ストレスチェックの結果、高ストレス者と判定された労働者には、医師による面接指導を勧奨します。面接指導を受けるかどうかは、労働者本人の意思に委ねられます。事業者は、面接指導の結果にかかわらず、従業員を解雇したり、不利益な扱いをしたりしてはいけません。
回収した質問票や面接指導の結果を基に、医師による集団分析を行います。集団分析では、職場全体のストレス要因を分析し、職場環境改善につなげることが目的です。個人の回答内容が特定されるような形で結果を公表することは禁止されています。
ストレスチェックの実施記録や結果は、適切に記録・保存する必要があります。保存期間は、実施日から5年間です。
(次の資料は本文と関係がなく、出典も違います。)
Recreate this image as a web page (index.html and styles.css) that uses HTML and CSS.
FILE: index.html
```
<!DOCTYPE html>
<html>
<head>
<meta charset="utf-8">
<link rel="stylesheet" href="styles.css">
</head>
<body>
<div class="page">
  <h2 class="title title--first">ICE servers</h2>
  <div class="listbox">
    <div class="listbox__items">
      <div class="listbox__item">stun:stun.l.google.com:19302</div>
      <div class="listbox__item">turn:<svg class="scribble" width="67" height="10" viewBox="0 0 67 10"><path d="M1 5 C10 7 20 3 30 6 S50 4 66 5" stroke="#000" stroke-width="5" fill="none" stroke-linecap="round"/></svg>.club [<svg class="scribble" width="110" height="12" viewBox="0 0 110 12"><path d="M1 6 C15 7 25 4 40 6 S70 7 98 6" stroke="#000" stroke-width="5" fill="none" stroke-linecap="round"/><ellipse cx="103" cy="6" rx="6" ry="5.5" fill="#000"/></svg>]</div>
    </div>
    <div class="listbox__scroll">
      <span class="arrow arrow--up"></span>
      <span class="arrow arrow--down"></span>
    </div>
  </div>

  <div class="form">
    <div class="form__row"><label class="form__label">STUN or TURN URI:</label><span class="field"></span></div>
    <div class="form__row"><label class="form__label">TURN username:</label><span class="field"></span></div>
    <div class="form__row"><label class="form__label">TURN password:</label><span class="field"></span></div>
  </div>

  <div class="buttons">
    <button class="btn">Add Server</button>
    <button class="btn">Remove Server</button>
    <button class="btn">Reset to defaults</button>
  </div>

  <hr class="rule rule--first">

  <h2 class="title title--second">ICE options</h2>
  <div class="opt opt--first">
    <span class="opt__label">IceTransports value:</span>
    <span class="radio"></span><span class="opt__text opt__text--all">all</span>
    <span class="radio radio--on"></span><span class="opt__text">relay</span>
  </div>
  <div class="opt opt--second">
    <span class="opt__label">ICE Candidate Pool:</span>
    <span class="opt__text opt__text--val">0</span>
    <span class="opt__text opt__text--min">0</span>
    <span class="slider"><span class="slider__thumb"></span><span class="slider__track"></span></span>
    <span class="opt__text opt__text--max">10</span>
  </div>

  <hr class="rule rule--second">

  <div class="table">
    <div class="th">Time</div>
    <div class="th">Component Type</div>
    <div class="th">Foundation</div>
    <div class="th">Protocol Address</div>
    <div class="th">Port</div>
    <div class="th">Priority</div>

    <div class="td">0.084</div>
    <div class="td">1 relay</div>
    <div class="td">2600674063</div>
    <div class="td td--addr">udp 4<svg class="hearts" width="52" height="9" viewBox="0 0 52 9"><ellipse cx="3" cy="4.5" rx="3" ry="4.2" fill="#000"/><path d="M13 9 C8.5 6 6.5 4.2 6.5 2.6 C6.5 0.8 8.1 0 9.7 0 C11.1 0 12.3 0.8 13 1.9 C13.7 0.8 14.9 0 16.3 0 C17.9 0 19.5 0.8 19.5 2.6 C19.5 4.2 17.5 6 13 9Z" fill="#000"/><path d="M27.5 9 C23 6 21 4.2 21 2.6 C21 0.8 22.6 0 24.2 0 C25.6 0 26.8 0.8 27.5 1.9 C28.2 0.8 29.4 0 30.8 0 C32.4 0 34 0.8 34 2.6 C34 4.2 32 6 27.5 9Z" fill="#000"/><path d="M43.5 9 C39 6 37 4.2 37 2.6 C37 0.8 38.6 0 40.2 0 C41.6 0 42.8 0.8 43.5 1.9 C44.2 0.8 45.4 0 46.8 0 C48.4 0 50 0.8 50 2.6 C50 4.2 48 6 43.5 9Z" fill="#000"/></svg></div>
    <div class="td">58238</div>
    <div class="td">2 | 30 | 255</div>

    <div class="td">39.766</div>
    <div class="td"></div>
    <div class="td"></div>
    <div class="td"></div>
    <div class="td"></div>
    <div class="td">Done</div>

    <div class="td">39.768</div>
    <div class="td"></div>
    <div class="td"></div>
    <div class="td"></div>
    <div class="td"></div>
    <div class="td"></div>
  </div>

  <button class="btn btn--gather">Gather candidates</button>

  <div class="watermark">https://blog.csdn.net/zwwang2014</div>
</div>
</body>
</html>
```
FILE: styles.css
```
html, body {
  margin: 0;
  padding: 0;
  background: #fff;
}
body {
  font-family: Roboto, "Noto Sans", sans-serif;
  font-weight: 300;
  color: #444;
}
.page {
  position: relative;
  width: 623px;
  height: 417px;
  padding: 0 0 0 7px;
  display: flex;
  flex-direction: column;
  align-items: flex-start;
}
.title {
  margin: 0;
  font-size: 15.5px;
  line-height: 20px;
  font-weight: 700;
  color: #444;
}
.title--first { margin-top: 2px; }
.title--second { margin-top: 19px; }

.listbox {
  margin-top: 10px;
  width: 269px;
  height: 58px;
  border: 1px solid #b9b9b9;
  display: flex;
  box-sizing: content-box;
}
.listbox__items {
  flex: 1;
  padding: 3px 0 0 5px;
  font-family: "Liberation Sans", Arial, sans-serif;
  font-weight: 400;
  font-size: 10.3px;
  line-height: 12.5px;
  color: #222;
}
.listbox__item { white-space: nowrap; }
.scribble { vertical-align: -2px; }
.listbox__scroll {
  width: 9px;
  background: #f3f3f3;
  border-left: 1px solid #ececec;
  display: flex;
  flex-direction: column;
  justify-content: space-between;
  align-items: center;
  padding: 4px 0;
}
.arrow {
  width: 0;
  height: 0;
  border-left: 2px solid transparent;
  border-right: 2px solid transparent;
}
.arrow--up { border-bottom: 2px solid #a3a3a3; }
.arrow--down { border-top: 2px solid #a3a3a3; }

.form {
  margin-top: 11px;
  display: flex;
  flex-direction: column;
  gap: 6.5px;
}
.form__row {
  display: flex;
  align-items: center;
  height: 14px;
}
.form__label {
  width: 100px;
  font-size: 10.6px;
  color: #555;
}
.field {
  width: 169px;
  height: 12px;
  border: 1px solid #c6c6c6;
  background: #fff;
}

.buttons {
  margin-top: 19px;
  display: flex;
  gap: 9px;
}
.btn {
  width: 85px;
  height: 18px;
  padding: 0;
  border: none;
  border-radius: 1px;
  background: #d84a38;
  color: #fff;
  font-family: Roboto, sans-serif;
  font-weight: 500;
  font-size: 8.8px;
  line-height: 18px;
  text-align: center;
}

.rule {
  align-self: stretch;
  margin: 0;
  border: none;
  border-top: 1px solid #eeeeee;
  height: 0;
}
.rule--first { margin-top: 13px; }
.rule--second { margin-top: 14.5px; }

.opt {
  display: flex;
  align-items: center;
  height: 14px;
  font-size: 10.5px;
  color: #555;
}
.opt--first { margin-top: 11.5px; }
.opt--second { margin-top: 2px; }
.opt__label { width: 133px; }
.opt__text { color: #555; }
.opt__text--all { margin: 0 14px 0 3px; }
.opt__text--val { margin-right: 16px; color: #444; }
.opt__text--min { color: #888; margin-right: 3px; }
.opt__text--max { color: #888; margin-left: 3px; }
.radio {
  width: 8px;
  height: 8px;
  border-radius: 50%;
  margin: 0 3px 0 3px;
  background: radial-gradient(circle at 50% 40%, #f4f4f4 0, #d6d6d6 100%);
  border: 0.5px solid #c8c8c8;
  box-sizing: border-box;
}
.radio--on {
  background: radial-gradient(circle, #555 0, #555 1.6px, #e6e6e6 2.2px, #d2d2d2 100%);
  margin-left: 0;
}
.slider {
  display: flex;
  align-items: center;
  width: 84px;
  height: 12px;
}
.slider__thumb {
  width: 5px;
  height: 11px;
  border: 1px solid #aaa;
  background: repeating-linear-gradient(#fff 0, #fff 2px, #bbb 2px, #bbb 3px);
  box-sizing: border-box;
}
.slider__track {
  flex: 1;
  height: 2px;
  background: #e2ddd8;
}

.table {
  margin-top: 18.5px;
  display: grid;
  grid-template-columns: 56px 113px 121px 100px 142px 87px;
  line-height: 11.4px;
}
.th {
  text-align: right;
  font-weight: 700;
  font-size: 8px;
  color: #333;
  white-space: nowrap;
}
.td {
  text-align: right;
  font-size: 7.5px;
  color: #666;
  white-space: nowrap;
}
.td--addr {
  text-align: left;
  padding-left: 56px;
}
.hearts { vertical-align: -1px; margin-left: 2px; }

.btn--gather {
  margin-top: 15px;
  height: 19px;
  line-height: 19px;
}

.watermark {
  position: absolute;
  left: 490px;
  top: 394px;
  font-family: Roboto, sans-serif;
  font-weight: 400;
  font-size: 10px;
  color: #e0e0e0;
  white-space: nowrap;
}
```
ストレスチェックの実施後、職場環境改善に向けた具体的な取り組みを行い、その結果を評価・検証することが重要です。また、従業員の健康状態の変化を把握するため、定期的なフォローアップを実施することも効果的です。継続的なPDCAサイクルを回すことで、より効果的なストレス対策を実施できます。
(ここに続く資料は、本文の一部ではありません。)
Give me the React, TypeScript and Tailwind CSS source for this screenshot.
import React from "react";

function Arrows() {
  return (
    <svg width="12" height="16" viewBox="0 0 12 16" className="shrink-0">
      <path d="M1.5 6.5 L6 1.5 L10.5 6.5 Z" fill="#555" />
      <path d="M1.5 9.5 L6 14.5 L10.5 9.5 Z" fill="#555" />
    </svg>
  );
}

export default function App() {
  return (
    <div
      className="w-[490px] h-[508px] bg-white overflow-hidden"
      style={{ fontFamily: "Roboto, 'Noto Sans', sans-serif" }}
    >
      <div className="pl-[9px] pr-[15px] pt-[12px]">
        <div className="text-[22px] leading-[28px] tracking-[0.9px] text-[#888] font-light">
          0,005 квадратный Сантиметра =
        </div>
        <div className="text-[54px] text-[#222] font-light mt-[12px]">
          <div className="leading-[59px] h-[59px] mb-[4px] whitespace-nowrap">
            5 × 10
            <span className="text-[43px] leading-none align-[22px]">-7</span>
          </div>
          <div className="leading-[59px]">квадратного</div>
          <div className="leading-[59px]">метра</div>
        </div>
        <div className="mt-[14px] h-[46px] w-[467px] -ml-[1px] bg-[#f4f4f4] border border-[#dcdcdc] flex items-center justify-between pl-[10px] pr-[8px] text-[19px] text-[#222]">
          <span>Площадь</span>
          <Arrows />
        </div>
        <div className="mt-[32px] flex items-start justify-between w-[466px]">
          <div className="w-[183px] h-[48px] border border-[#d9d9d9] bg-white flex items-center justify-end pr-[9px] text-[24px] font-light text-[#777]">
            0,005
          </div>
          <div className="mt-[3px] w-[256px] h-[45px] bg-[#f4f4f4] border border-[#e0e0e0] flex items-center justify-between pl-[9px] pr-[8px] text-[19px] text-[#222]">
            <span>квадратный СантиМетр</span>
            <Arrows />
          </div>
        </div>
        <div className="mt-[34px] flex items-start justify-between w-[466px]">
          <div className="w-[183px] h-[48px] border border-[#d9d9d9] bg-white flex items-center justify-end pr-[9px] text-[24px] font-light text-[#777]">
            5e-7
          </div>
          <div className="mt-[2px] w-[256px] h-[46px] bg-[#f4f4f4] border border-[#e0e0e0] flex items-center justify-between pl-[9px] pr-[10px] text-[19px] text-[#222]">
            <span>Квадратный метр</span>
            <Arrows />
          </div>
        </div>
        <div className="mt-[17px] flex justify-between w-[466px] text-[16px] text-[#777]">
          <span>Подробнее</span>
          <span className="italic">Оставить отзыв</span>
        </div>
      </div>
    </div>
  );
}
【関連記事:ストレスチェックの受検を従業員に拒否されたら?受検率を高めるポイントを解説】
ストレスチェックツールを選ぶ際には、自社の規模やニーズ、予算に合わせて最適なツールを選ぶことが重要です。以下のポイントを参考に、比較検討してみましょう。
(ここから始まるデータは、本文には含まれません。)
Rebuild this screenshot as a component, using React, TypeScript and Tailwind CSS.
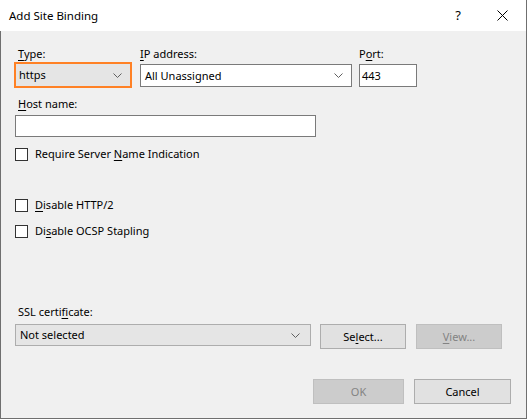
import { ReactNode } from 'react'

const Chevron = () => (
  <svg width="9" height="5" viewBox="0 0 9 5" className="shrink-0">
    <polyline points="0.5,0.5 4.5,4.5 8.5,0.5" fill="none" stroke="#606060" strokeWidth="1" />
  </svg>
)

const Key = ({ children }: { children: ReactNode }) => (
  <span className="underline underline-offset-[2px] decoration-1">{children}</span>
)

const CheckRow = ({ className, children }: { className: string, children: ReactNode }) => (
  <div className={`${className} flex items-center h-[16px] ml-[14px]`}>
    <div className="w-[13px] h-[13px] border border-[#333333] bg-white shrink-0" />
    <span className="ml-[7px]">{children}</span>
  </div>
)

export default function App() {
  return (
    <div className="w-[527px] h-[419px] flex flex-col text-[11px] leading-[16px] text-black" style={{ fontFamily: '"Noto Sans", "Open Sans", sans-serif' }}>
      {/* title bar */}
      <div className="h-[31px] bg-white flex items-center border-r border-[#6f6f6f] shrink-0">
        <span className="ml-[9px] text-[11.5px]">Add Site Binding</span>
        <span className="ml-auto mr-[36px] text-[13px] leading-none">?</span>
        <svg width="11" height="11" viewBox="0 0 11 11" className="mr-[18px]">
          <path d="M0.5 0.5 L10.5 10.5 M10.5 0.5 L0.5 10.5" stroke="#000" strokeWidth="1" />
        </svg>
      </div>

      {/* body */}
      <div className="flex-1 bg-[#f0f0f0] border-l border-r border-b border-[#6f6f6f] flex flex-col">
        <div className="flex mt-[15px]">
          <div className="ml-[13px] w-[118px] flex flex-col">
            <span className="pl-[4px]"><Key>T</Key>ype:</span>
            <div className="h-[26px] border-2 border-[#ff8125] bg-[#e5e5e5] flex items-center pl-[3px] pr-[8px]">
              <span className="flex-1">https</span>
              <Chevron />
            </div>
          </div>
          <div className="ml-[8px] w-[212px] flex flex-col">
            <span><Key>I</Key>P address:</span>
            <div className="mt-[2px] h-[23px] border border-[#7a7a7a] bg-white flex items-center pl-[4px] pr-[8px]">
              <span className="flex-1">All Unassigned</span>
              <Chevron />
            </div>
          </div>
          <div className="ml-[7px] w-[58px] flex flex-col">
            <span>P<Key>o</Key>rt:</span>
            <div className="mt-[2px] h-[23px] border border-[#7a7a7a] bg-white flex items-center pl-[2px]">
              443
            </div>
          </div>
        </div>

        <span className="mt-[8px] ml-[17px]"><Key>H</Key>ost name:</span>
        <div className="mt-[3px] ml-[14px] w-[301px] h-[22px] border border-[#7a7a7a] bg-white" />

        <CheckRow className="mt-[9px]">Require Server <Key>N</Key>ame Indication</CheckRow>
        <CheckRow className="mt-[35px]"><Key>D</Key>isable HTTP/2</CheckRow>
        <CheckRow className="mt-[10px]">Di<Key>s</Key>able OCSP Stapling</CheckRow>

        <span className="mt-[65px] ml-[17px]">SSL certi<Key>f</Key>icate:</span>
        <div className="mt-[4px] flex items-start">
          <div className="ml-[14px] w-[296px] h-[22px] border border-[#adadad] bg-[#e5e5e5] flex items-center pl-[4px] pr-[10px]">
            <span className="flex-1">Not selected</span>
            <Chevron />
          </div>
          <div className="ml-[9px] w-[86px] h-[25px] border border-[#adadad] bg-[#e1e1e1] flex items-center justify-center">
            Se<Key>l</Key>ect...
          </div>
          <div className="ml-[10px] w-[86px] h-[25px] border border-[#bfbfbf] bg-[#cccccc] text-[#838383] flex items-center justify-center">
            <Key>V</Key>iew...
          </div>
        </div>

        <div className="mt-[30px] flex">
          <div className="ml-[312px] w-[91px] h-[25px] border border-[#bfbfbf] bg-[#cccccc] text-[#838383] flex items-center justify-center">
            OK
          </div>
          <div className="ml-[10px] w-[97px] h-[25px] border border-[#adadad] bg-[#e1e1e1] flex items-center justify-center">
            Cancel
          </div>
        </div>
      </div>
    </div>
  )
}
ストレスチェックツール導入にかかる手間や時間は、ツールによって大きく異なります。クラウド型のツールであれば、手軽に導入できる場合もあるでしょう。
一方で、オンプレミス型の場合は、サーバーの準備や設定などが必要となるため、導入に時間がかかる傾向があります。自社のIT環境や人的リソースを考慮し、導入しやすいツールを選びましょう。
また、従業員へのアカウント発行やツールの使用方法の説明なども考慮する必要があります。導入サポートが充実しているツールを選ぶことで、スムーズな導入を実現できます。
ストレスチェックの実施においては、従業員への受検勧奨やリマインダー送信、未回答者へのフォローアップなどが重要です。ツールによっては、これらの機能が含まれている場合もありますので、実施担当者の負担軽減を考慮してツールを選びましょう。
また、従業員がストレスチェックをスムーズに受検できるよう、操作性の良いツールを選ぶことも大切です。スマートフォンやタブレットに対応しているかどうかも確認しておきましょう。
ストレスチェック実施後は、結果を集計・分析し、職場環境改善につなげる必要があります。ツールによっては、自動的に集計・分析を行い、レポートを作成してくれる機能が備わっているものもあります。レポートの内容やカスタマイズ性なども確認し、自社のニーズに合ったツールを選びましょう。また、高ストレス者への面接指導勧奨者がいち早くわかる機能なども、担当者の負担軽減につながります。
ストレスチェックで得られた情報は、個人情報保護法に基づき適切に管理する必要があります。ツールを選ぶ際には、セキュリティ対策が万全であるかどうかを確認しましょう。データの暗号化やアクセス制限、サーバーの設置場所なども重要な選定基準となります。プライバシーマークやISMSなどの認証を取得しているツールは、セキュリティ対策がしっかり行われていると判断できる一つの目安となります。
ストレスチェックツール導入後、操作方法や分析結果に関する質問など、さまざまな疑問が生じる可能性があります。ツール提供事業者のサポート体制が充実しているかどうかは、非常に重要なポイントです。メールやチャットなどで気軽に問い合わせができるか、FAQやマニュアルが充実しているかなどを確認しましょう。
ストレスチェックの目的は、職場環境改善につなげることです。単に実施するだけでなく、その結果を分析し、具体的な対策を立てる必要があります。ツールによっては、職場環境改善のためのコンサルティングサービスを提供している場合もあります。自社だけで職場環境改善を進めるのが難しい場合は、このようなサービスの利用も検討してみましょう。また、ストレスチェックの結果に基づいて、適切な研修プログラムなどを提案してくれるツールもあります。
【関連記事:50人未満の事業場におけるストレスチェック:実施するメリットと方法】
ストレスチェックの料金は、実施人数、実施方法、サービス内容によって大きく変動します。この記事では、料金相場や内訳、費用を抑えるための補助金活用やポイントなどを解説しました。WEBシステムを利用した方が費用を抑えられる傾向があり、IT導入補助金を活用できる可能性もあります。
ストレスチェック導入にあたっては、費用面だけでなく、導入のしやすさ、実施段階でのスムーズさ、集団分析のしやすさ、情報管理・安全性、サポート体制、職場改善に活かせるかどうかも考慮し、自社に最適なツールを選びましょう。適切なストレスチェック実施で、従業員の健康を守り、生産性の高い職場づくりを目指しましょう。